Note: It’s worth noting that Slow Synchro is only available on the menu in aperture-priority and program exposure modes. If you want to combine a slow shutter speed in shutter-priority or manual modes you still can – just switch to Forced Flash and select the shutter speed you require.
Slow Synchro flash
2nd Curtain Sync is another one for those who want to make movement look natural and, much like Slow Synchro is a question of combining a burst of flash with a longer shutter speed. The ‘curtain’ part of the equation refers to the camera’s shutter curtain. In any given exposure, the first curtain begins the exposure, the second curtain ends it. Typically, when you’re using flash, the flash is fired at the start of the exposure – when the first curtain moves. But switching to 2nd Curtain Sync, the flash fires at the end of the exposure. This is largely irrelevant if the exposure is a fraction of a second. But it’s important with a longer exposure. Take a look at the two shots below. For the shot on the left, the flash has fired at the start of the exposure and then the car has moved to create the blurred light effect. The trouble is, it looks as though the car has reversed. It didn’t, it moved forwards. By selecting 2nd Curtain Sync, the flash fires at the end of the exposure after the car has moved, so you get a more natural-looking effect with the blurred lights.

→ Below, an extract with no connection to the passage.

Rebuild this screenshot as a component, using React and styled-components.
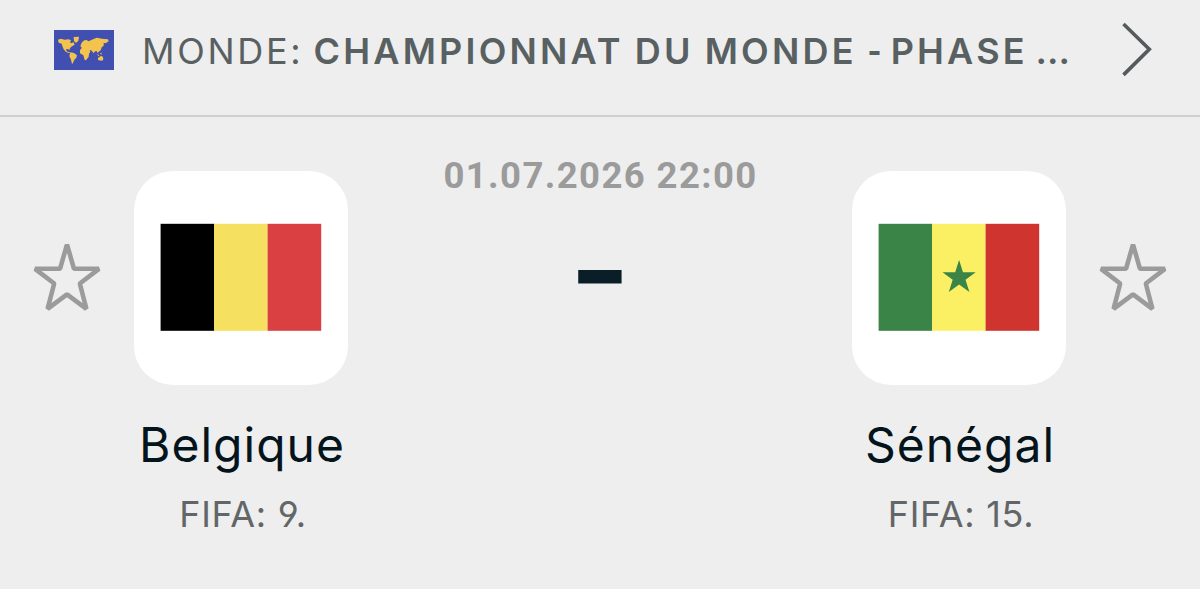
import styled, { createGlobalStyle } from "styled-components";

const teams = {
    home: {
        name: "Belgique",
        rank: "FIFA: 9.",
        stripes: ["#000000", "#f6e05f", "#da4042"],
    },
    away: {
        name: "Sénégal",
        rank: "FIFA: 15.",
        stripes: ["#3a8447", "#fbef63", "#cf352e"],
        star: true,
    },
};

const WorldFlag = () => (
    <svg width="60" height="40" viewBox="0 0 180 120">
        <rect width="180" height="120" fill="#414fb0" />
        <g fill="#f4c34e">
            <path d="M12 29 L21 26 L32 29 L44 28 L51 31 L48 37 L53 40 L58 36 L62 44 L54 49 L48 54 L46 61 L42 57 L36 58 L38 64 L45 67 L49 68 L46 70 L36 66 L29 58 L25 48 L23 41 L14 38 Z" />
            <path d="M59 21 L75 20 L73 32 L66 39 L60 33 Z" />
            <path d="M49 67 L60 69 L69 76 L67 83 L61 89 L57 99 L54 102 L51 89 L46 78 Z" />
            <path d="M80 45 L84 37 L91 31 L97 30 L104 34 L112 30 L128 23 L144 26 L162 28 L164 34 L155 40 L149 38 L149 47 L143 52 L140 61 L134 65 L131 69 L127 62 L122 65 L118 70 L114 62 L107 60 L109 65 L105 71 L104 80 L96 91 L92 90 L88 76 L78 70 L78 60 L84 53 L80 51 Z" />
            <path d="M128 71 L136 76 L134 79 Z M138 70 L143 68 L142 75 Z" />
            <path d="M132 84 L139 79 L144 78 L148 84 L147 91 L142 92 L132 90 Z" />
        </g>
    </svg>
);

const StarIcon = () => (
    <svg width="70" height="70" viewBox="0 0 70 70" fill="none" stroke="#9b9b9b" strokeWidth="4.6" strokeLinejoin="bevel">
        <path d="M35 2.6 L42 26.8 L67 26.8 L47.8 41.5 L54.4 66.8 L35 52.3 L15.6 66.8 L22.2 41.5 L3 26.8 L28 26.8 Z" />
    </svg>
);

const ChevronIcon = () => (
    <svg width="32" height="56" viewBox="0 0 32 56" fill="none" stroke="#555b5d" strokeWidth="3.6">
        <path d="M2.5 2 L28.3 27.3 L2.5 52.9" />
    </svg>
);

const Flag = ({ stripes, star }) => (
    <svg width="162" height="110" viewBox="0 0 162 110">
        {stripes.map((color, i) => (
            <rect key={color} x={0.6 + i * 53.5} y="0.8" width="53.6" height="107" fill={color} />
        ))}
        {star && (
            <path
                d="M81.1 37 L85 49.2 L97.7 49.2 L87.5 56.7 L91.4 69 L81.1 61.5 L70.8 69 L74.7 56.7 L64.5 49.2 L77.2 49.2 Z"
                fill="#3a8447"
            />
        )}
    </svg>
);

const Team = ({ name, rank, stripes, star }) => (
    <TeamColumn>
        <Badge>
            <Flag stripes={stripes} star={star} />
        </Badge>
        <TeamName>{name}</TeamName>
        <Rank>{rank}</Rank>
    </TeamColumn>
);

function App() {
    return (
        <>
            <GlobalStyle />
            <Page>
                <Header>
                    <WorldFlag />
                    <Title>
                        <Country>MONDE:</Country>
                        <Stage>
                            CHAMPIONNAT DU MONDE <Separator>- </Separator>PHASE<Ellipsis> ...</Ellipsis>
                        </Stage>
                    </Title>
                    <ChevronIcon />
                </Header>
                <Match>
                    <Favorite>
                        <StarIcon />
                    </Favorite>
                    <Team {...teams.home} />
                    <Center>
                        <Kickoff>01.07.2026 22:00</Kickoff>
                        <Score>-</Score>
                    </Center>
                    <Team {...teams.away} />
                    <Favorite>
                        <StarIcon />
                    </Favorite>
                </Match>
            </Page>
        </>
    );
}

const GlobalStyle = createGlobalStyle`
    * {
        box-sizing: border-box;
    }
    body {
        margin: 0;
        background: #eeeeee;
        font-family: "Inter", "Roboto", sans-serif;
        font-feature-settings: "cv03", "cv04";
    }
    svg {
        display: block;
        flex-shrink: 0;
    }
`;

const Page = styled.div`
    height: 589px;
    overflow: hidden;
    background: #eeeeee;
`;

const Header = styled.header`
    height: 117px;
    padding: 0 47px 15px 53.5px;
    display: flex;
    align-items: center;
    border-bottom: 2px solid #cfcfcf;
`;

const Title = styled.div`
    flex: 1;
    display: flex;
    align-items: baseline;
    margin: 2px 0 0 28.5px;
    color: #596062;
    font-size: 36px;
    line-height: 44px;
    white-space: nowrap;
`;

const Country = styled.span`
    width: 171.5px;
    font-weight: 400;
    letter-spacing: 2.7px;
`;

const Stage = styled.span`
    font-weight: 600;
    letter-spacing: 3.2px;
    word-spacing: -1.3px;
`;

const Separator = styled.span`
    font-family: "Roboto", sans-serif;
    font-weight: 700;
    letter-spacing: 0.6px;
`;

const Ellipsis = styled.span`
    letter-spacing: 0;
`;

const Match = styled.main`
    display: flex;
    padding-top: 54px;
`;

const Favorite = styled.div`
    width: 134px;
    padding-top: 71px;
    display: flex;
    justify-content: center;
`;

const TeamColumn = styled.section`
    width: 214px;
    display: flex;
    flex-direction: column;
    align-items: center;
    white-space: nowrap;
`;

const Badge = styled.div`
    width: 214px;
    height: 214px;
    border-radius: 39px;
    background: #ffffff;
    display: flex;
    align-items: center;
    justify-content: center;
`;

const TeamName = styled.div`
    margin-top: 32px;
    padding-left: 2px;
    color: #04141c;
    font-size: 48px;
    line-height: 56px;
    letter-spacing: 1px;
`;

const Rank = styled.div`
    margin-top: 19px;
    padding-left: 4px;
    color: #626668;
    font-size: 36px;
    font-weight: 400;
    line-height: 44px;
    letter-spacing: 0.7px;
`;

const Center = styled.div`
    flex: 1;
    display: flex;
    flex-direction: column;
    align-items: center;
    white-space: nowrap;
`;

const Kickoff = styled.div`
    margin-top: -17px;
    padding-left: 1px;
    color: #9b9b9b;
    font-family: "Roboto", sans-serif;
    font-size: 36.5px;
    font-weight: 700;
    line-height: 44px;
    letter-spacing: 1.4px;
`;

const Score = styled.div`
    margin-top: 14px;
    color: #0a1e28;
    font-size: 115px;
    font-weight: 700;
    line-height: 115px;
    transform: scaleX(1.14);
`;

export default App;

Note: When using 2nd Curtain Sync with a built in or hot-shoe flashgun, two bursts of flash will fire. The first at the beginning of the exposure, is purely designed for the camera to get an exposure assessment and does not effect the actual exposure. The second flash, at the end of the exposure, is the one that actually illuminates the subject.
1st Curtain Sync
2nd Curtain Sync
Finally, we have the Commander mode, where you can use the camera’s integral flash to fire a second flash away from the camera. This is used for more creative on-location effects, like the one below. It’s simple enough to do and produces professional looking results.
So that’s the top line when it comes to shooting flash. Hopefully, this top-line introduction has armed you with enough information to start getting to grips with the flash modes you have available. But we’ll be going into more detail on each of these techniques in subsequent blogs over the next few weeks.